Most children experience insecurity at some point or other, but a chronically insecure child is hard for parents to handle. You might feel guilty or sad that your child is suffering emotionally. Finding your child a therapist trained to deal with insecurity can really help, but there are things that you can do with your child to help stem insecure feelings and make her more comfortable.
Monitor Your Emotions
Many times, your actions and example rub off on your child, so if talking to strangers or going to the doctor makes you insecure, chances are your child will pick up on that and follow suit. Keep your own insecurity at bay when your child comes to you about a fight with a friend or a failing grade, suggests social worker Janet Lehman on the Empowering Parents website. Be available for your child, but make sure you keep your own feelings out of the equation so they don't influence how he reacts to a situation or person in his life.
Create Family Traditions
You probably can't banish insecurity from your child's life altogether, but knowing she can count on her family gives her a sense of security that can carry her through other situations she encounters. Family traditions are a valuable way to help children feel as though they belong and have a rightful place in the world, notes Glynnis Whitwer, author of "When Your Child is Hurting." Family game night, a trip to the pizza place after sports games or ice cream on report card day are all options. Everyday traditions such as naming one positive thing that happened or taking a walk after dinner are important too.
As a parent, it can be overwhelmingly difficult not to jump in and fix every problem your child is having. When it comes to insecurity, whether it stems from peers, performance in the classroom or making the basketball team, listening to your child talk about his feelings can help him cope. Lehman suggests asking your child what you can do to help. Listen carefully to what your child tells you without minimizing his feelings or trying to take over and solve the problem, she adds. Respond with empathy and understanding so your child knows you know what he's going through and are available when he needs you.

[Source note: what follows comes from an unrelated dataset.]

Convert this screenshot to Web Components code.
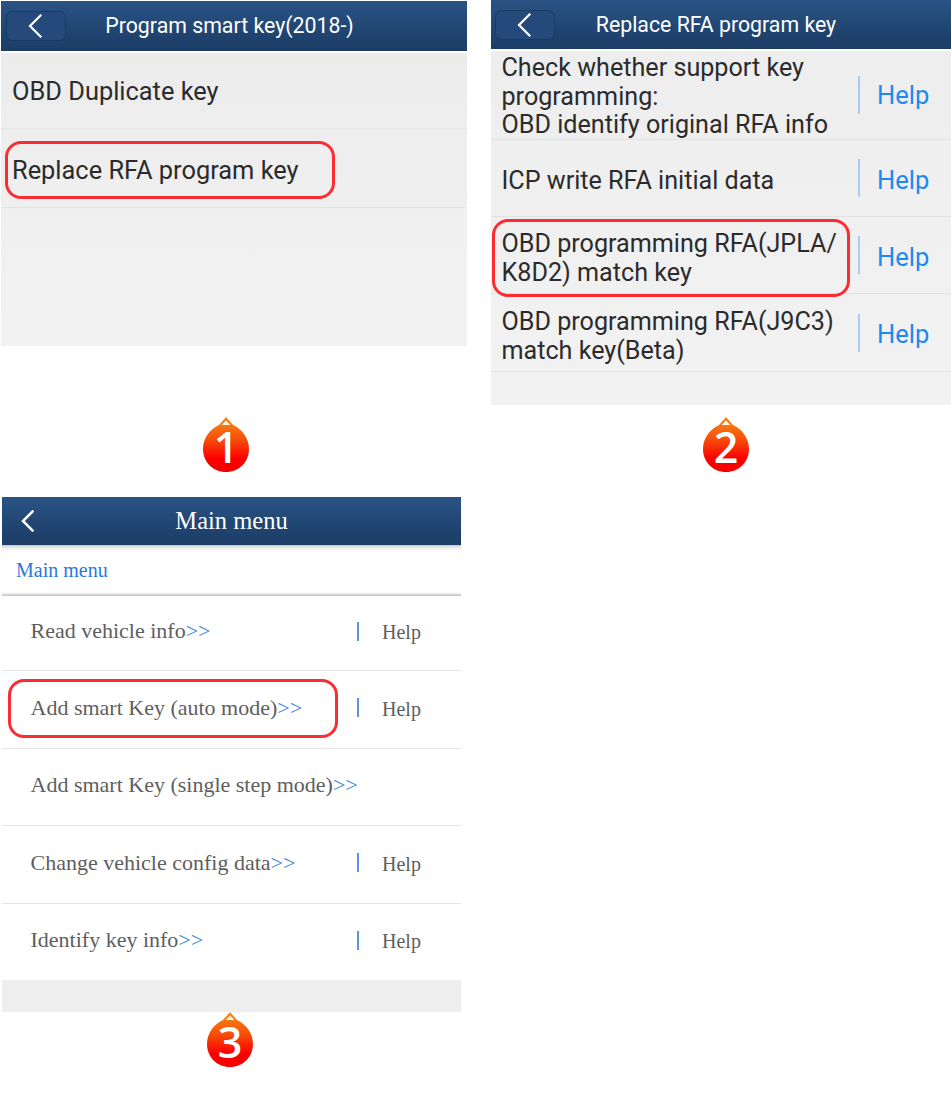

Maybe your child wasn't the top earner for the school fundraiser or she didn't beat her track record, but that doesn't mean there aren't other things at which she excels. This is hard for kids to remember when they're in the throes of a disappointment that makes them feel insecure. Injecting little compliments into her day is an effective way to keep her feeling good about herself, according to Lehman. Comment on her clean room, the good grade she got on an essay or how her efforts at skateboarding are paying off.